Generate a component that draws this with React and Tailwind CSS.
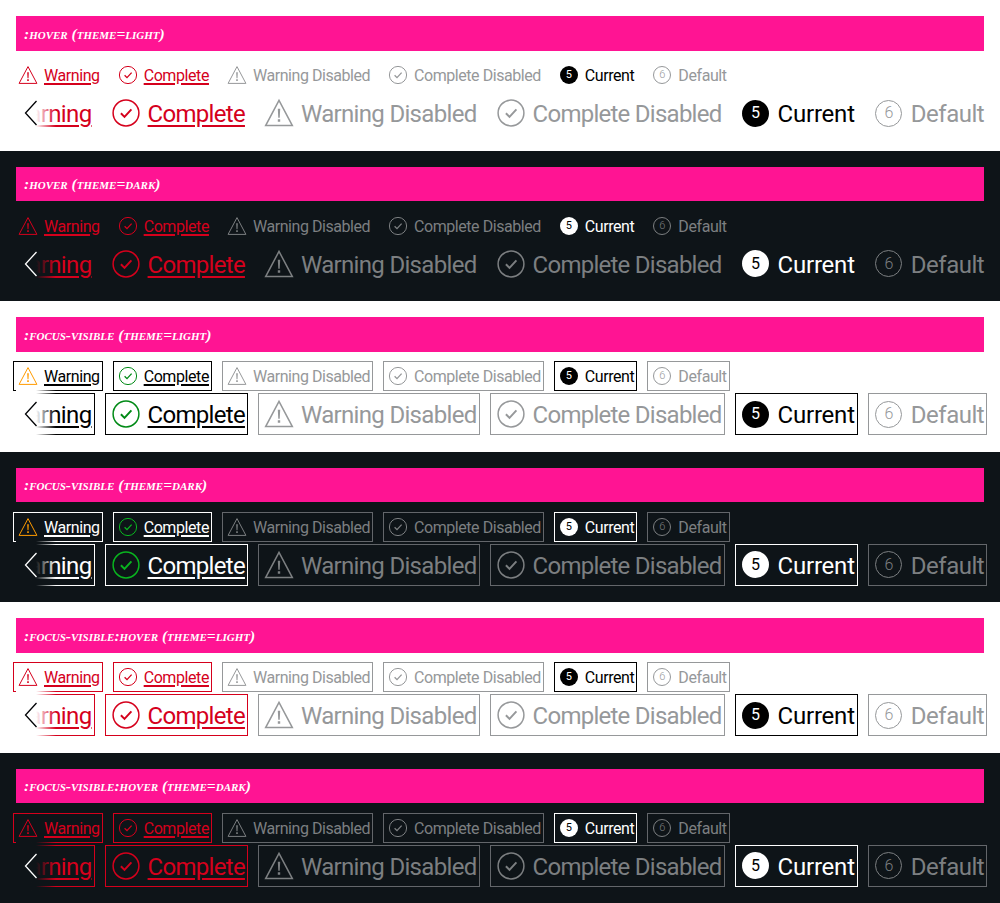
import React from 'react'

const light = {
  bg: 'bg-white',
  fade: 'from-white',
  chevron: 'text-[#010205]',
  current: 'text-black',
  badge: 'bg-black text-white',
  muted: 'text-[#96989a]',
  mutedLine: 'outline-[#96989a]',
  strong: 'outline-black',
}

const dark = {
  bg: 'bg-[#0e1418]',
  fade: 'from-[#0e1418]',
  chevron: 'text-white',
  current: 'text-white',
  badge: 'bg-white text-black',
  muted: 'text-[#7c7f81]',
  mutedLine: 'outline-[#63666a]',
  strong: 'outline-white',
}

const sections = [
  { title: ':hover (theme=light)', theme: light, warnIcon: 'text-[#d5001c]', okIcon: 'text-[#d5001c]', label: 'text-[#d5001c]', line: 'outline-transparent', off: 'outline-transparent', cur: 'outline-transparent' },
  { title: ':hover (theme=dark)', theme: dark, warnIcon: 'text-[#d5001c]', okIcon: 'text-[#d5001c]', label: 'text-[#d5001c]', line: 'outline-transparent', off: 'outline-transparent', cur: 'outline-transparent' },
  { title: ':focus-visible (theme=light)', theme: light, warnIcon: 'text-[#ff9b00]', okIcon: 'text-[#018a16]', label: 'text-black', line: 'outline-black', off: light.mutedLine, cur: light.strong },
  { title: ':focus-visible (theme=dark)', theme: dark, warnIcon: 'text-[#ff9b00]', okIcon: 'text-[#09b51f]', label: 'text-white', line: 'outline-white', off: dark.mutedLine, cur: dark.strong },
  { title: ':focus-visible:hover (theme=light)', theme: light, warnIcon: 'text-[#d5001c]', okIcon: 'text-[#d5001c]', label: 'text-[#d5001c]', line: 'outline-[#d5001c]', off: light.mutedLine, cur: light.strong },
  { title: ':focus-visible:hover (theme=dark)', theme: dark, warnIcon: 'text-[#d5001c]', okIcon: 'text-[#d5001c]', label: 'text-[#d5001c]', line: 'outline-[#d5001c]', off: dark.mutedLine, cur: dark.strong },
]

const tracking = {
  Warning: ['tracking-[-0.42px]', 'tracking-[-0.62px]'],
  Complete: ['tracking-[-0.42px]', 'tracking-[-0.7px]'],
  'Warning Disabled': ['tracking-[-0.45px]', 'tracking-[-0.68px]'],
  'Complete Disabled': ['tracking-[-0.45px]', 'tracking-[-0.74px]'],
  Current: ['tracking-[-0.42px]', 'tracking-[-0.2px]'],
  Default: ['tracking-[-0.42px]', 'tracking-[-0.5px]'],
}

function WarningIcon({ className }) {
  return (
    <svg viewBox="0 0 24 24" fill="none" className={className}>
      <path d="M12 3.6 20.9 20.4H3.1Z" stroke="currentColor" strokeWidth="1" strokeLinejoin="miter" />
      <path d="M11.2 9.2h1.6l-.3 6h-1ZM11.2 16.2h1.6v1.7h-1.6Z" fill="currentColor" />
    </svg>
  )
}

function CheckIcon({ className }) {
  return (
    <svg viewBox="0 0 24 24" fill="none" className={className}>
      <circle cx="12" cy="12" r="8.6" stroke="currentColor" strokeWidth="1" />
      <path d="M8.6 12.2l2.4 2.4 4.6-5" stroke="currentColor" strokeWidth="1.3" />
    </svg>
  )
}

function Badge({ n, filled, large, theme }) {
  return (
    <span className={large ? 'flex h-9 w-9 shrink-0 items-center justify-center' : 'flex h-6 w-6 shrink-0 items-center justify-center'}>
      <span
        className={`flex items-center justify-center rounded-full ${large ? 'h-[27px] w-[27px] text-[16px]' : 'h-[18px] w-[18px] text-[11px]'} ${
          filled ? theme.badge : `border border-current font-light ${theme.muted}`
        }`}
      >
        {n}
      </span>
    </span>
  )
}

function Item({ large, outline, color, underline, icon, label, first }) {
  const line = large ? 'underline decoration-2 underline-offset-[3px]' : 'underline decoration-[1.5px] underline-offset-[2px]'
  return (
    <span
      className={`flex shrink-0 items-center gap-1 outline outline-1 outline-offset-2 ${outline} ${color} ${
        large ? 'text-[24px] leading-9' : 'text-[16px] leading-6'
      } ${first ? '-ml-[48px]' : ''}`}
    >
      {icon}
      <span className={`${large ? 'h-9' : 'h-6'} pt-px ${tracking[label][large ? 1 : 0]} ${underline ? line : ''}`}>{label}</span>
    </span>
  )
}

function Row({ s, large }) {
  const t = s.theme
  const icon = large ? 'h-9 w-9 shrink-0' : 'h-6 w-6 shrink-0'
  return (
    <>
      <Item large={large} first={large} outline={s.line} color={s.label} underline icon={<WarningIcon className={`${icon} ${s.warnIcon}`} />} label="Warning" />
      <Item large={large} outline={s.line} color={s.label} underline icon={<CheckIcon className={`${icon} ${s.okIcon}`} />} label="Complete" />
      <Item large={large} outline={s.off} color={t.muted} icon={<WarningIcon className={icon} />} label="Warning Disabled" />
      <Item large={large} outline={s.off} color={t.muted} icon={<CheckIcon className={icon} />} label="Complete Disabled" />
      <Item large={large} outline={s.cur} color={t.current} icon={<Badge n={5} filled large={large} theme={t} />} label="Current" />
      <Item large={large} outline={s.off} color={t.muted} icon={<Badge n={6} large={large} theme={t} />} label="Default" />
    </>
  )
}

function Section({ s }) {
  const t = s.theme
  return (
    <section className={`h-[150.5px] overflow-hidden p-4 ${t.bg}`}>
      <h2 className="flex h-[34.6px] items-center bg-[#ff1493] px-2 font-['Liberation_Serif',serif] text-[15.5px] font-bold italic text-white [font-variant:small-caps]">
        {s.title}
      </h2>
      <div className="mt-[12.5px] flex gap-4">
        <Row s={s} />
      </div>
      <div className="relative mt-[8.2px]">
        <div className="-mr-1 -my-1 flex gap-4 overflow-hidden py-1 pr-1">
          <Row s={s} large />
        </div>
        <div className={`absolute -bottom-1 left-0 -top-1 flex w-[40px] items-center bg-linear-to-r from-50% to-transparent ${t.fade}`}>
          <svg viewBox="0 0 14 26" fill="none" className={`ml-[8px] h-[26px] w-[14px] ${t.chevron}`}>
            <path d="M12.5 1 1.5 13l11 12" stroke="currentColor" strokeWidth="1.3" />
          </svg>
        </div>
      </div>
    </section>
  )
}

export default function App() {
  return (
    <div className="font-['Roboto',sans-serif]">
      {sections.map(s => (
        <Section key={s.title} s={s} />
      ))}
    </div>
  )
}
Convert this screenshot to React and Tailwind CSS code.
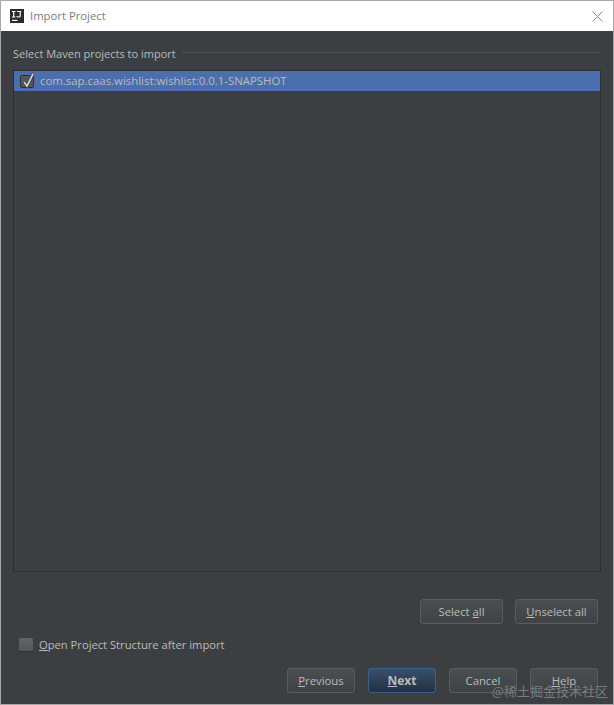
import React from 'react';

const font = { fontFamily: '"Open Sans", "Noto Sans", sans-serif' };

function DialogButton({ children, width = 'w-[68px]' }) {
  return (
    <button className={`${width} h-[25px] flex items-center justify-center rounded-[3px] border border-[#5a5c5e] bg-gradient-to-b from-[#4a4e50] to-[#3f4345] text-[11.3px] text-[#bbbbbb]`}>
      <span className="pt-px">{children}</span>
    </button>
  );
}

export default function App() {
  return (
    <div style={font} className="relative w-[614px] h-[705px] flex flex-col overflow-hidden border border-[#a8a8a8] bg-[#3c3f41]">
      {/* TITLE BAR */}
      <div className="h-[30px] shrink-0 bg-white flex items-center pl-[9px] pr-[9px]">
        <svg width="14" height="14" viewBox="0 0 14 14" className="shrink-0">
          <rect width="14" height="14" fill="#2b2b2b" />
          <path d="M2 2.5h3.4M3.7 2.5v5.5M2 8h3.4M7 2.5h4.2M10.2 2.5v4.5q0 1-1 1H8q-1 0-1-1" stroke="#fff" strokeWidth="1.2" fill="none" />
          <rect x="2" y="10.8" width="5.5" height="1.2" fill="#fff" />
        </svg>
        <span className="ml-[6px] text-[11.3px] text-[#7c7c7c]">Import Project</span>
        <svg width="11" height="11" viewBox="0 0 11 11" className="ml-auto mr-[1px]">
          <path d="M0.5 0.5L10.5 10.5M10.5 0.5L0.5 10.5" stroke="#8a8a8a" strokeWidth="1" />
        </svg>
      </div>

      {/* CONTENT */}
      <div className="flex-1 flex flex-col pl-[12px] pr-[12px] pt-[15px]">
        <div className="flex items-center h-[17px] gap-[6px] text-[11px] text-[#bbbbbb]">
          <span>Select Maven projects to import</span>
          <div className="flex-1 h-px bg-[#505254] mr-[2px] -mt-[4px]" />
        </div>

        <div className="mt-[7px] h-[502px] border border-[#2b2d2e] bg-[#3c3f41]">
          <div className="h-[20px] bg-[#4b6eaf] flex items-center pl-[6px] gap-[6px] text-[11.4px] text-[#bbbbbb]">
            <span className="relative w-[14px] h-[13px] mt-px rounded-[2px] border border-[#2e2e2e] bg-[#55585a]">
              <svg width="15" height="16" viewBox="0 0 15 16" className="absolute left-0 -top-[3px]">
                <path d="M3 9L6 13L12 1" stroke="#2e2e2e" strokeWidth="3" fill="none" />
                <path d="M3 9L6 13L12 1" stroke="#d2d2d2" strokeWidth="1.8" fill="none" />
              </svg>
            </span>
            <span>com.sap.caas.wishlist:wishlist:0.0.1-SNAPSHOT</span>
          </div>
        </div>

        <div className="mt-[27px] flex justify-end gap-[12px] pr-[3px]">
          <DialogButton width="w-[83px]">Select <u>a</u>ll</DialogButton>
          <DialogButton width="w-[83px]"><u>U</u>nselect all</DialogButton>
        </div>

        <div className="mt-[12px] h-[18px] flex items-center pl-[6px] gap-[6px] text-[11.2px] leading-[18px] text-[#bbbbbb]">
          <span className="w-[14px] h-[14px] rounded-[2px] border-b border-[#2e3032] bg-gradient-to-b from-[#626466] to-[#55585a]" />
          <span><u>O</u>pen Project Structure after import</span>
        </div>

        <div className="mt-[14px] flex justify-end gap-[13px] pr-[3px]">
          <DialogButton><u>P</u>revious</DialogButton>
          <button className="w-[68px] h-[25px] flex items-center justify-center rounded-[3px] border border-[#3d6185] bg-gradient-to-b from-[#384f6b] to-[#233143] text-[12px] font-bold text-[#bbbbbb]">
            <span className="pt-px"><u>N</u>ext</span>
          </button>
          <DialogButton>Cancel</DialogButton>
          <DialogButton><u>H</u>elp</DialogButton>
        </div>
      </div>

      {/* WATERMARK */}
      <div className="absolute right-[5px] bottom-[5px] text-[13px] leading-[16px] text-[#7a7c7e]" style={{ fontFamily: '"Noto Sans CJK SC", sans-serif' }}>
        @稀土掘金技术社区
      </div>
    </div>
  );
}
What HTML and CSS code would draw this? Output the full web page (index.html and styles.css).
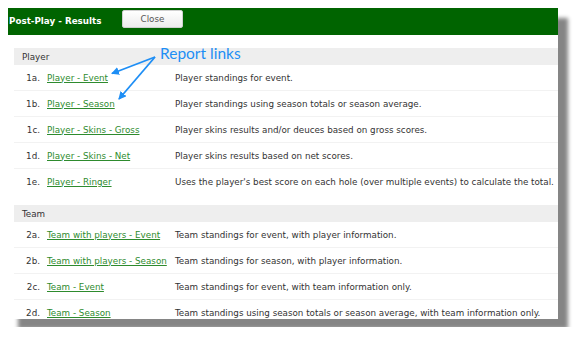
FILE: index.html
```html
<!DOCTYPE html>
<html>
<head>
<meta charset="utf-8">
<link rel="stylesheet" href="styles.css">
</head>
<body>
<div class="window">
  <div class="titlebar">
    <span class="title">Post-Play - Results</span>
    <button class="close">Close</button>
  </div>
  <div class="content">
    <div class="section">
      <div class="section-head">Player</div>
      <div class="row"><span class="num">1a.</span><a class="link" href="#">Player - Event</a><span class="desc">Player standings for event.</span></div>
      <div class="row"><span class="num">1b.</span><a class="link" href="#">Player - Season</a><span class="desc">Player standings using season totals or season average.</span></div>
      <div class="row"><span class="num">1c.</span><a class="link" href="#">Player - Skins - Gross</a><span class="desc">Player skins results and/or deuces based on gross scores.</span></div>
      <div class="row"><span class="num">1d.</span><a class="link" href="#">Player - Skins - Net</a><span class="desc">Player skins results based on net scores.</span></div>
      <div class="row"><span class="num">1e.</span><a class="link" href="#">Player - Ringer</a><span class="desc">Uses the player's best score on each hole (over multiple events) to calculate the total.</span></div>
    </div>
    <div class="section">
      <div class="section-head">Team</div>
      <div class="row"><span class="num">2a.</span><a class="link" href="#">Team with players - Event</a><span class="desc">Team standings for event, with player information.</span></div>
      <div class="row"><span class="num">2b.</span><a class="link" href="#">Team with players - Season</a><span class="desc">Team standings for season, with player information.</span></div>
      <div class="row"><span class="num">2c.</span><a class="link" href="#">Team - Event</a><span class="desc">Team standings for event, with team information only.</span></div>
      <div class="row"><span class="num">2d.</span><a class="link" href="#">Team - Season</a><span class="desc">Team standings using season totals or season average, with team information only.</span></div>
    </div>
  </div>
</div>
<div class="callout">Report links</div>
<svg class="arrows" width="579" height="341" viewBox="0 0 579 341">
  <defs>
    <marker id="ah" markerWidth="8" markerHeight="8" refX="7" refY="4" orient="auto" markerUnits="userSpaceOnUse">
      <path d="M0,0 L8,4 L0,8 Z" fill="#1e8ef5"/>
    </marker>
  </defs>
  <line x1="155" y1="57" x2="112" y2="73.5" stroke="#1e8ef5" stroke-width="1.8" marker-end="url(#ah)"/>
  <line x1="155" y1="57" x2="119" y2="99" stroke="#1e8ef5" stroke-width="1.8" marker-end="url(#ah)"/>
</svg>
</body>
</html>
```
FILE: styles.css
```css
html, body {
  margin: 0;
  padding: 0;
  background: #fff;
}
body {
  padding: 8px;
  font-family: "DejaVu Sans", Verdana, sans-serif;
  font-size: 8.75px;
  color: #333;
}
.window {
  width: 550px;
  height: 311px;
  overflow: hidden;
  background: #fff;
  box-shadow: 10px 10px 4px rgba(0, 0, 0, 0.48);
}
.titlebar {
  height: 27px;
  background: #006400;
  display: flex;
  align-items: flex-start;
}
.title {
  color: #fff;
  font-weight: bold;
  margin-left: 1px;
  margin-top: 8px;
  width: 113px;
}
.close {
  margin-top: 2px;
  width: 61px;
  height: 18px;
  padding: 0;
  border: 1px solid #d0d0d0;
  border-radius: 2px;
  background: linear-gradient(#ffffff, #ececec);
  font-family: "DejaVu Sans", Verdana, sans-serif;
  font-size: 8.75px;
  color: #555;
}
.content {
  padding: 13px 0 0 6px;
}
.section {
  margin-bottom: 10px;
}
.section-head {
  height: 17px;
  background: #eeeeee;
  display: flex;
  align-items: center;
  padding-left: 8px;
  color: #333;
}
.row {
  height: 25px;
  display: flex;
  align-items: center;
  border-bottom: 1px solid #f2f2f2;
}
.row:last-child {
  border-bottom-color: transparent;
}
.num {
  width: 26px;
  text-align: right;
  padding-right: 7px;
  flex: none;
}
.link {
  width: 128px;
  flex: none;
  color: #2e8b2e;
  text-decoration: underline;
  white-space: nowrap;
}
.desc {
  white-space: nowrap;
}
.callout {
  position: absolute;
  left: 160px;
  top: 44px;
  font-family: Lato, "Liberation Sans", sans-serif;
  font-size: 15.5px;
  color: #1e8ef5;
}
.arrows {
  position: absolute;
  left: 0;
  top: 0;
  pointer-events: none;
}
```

- [What is required]: Show all lines from the listing above in which "React" appears.

- [Result for this task]:
Generate a component that draws this with React and Tailwind CSS.
import React from 'react'
Convert this screenshot to React and Tailwind CSS code.
import React from 'react';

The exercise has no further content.